When I remember “Citizenfour” I’ll remember the silence of it—the background almost thrums with silence—and the whiteness.
Snowden, who’s tech-geek white, and whose name itself implies whiteness, is first filmed wearing a white T-shirt and sitting on a bed with white sheets and leaning against a white cushiony headboard. Poitras says she initially hated all the white but now feels it works. George Packer compares Snowden here to “a figure in some obscure ritual, being readied for sacrifice.” Me, I was just hoping it wasn’t some precious arty thing: that he starts out wearing white and gradually gets dark. Which is kinda what happens.
The white T-shirt is his uniform for the first few days of interviews. Then, as stories break, we see him in a gray T-shirt, then a grayer dress shirt. By the time he leaves the hotel room, a hunted man, he’s wearing a black shirt and a black jacket.
Intentional? God, I hope not.
I know. Snowden didn’t want this to be about personality and here I am talking hair gel and T-shirts. I’m part of the problem.
I was part of the problem earlier, since I was somewhat dismissive of Snowden’s revelations. The NSA is gathering data on all of us? So safety in numbers, right? Right. Unless, of course, the federal government decides to target you and glean what info they can from that metadata. According to Glenn Greenwald, who has a new NSA whistleblower, 1.2 million (Americans or anyone?) are on the NSA’s watchlist.

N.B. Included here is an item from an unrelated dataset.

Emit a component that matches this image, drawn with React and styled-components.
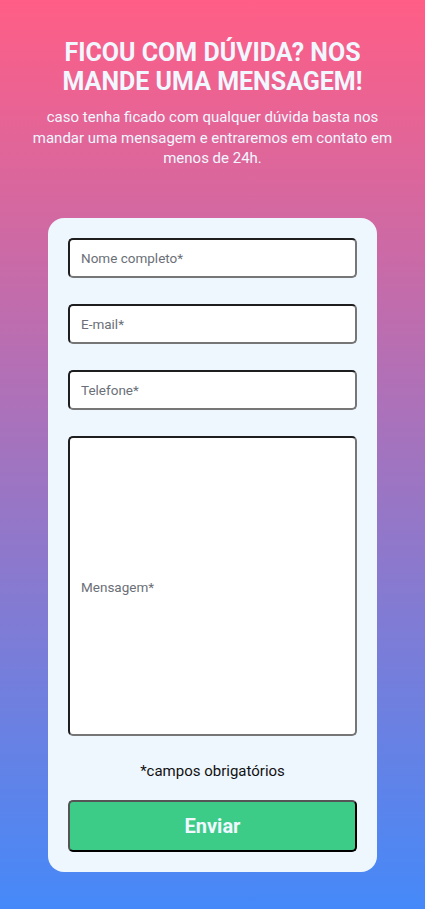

For all the good this doc does, we’re still not getting the post-9/11 discussion we need. What I wrote at the end of my review of Jeremy Scahill’s “Dirty Wars” is still relevant. It’s freedom vs. safety, or, in the language here, privacy vs. security, and the post-9/11 argument is that we can’t have both. The deeper argument is: Are we giving up one (privacy) for only the illusion of the other (security)? Or this: Are we simply giving up someone else’s privacy (the 1.2 million) for the sake of our own security—real or imagined?
To me, the discussion begins here; I don’t know where it ends.
Snowden, whose code name is “Citizenfour,” picked both Greenwald and Poitras as his contacts because both are on the watchlist. We get maybe 10 minutes leading up to the June 2013 interviews, and then nearly an hour in that claustrophobic hotel room. Then Greenwald drops away—shadowed everywhere by the media—and he’s replaced by an international human rights lawyer, who spirits Snowden away. Poitras films him leaving the room, and that’s it. Then he’s gone. Off to ... where was it again? Brazil? But stuck in Moscow.
There are a few missed opportunities here. I laughed out loud at footage of Piers Morgan grilling a federal official about the awfulness of intruding upon privacy—as if he’d never been an editor for News of the World. Who isn’t spying on us? If it’s not governments, it’s the media; if not the media, corporations. We’re being spied on by algorithms. Search for a book on one site and it’ll pop up as an ad on another. Maybe the notion of privacy itself will become an outmoded concept in the digital age.
Then there’s the ending. We visit Snowden briefly in Moscow, where he’s now living with his girlfriend. Glenn Greenwald brings him up to date on all he’s learned, but writes down, rather than speaks, the most relevant material, since they all assume he’s being bugged. By Moscow? By us? By Murdoch? But the questions I’d like to ask Edward Snowden aren’t asked. What’s it like being so plugged in—as he was at the NSA—and then being completely unplugged, as he is now? Did he think the reaction of the world was commensurate with the problem as he saw it? I’d ask “The Insider” questions: Was it worth it? If he could go back, would he still come forward? Would he still blow the whistle?
Are we worth it?
These are some of the thoughts I had as I left the theater. Also this: the terrorists won.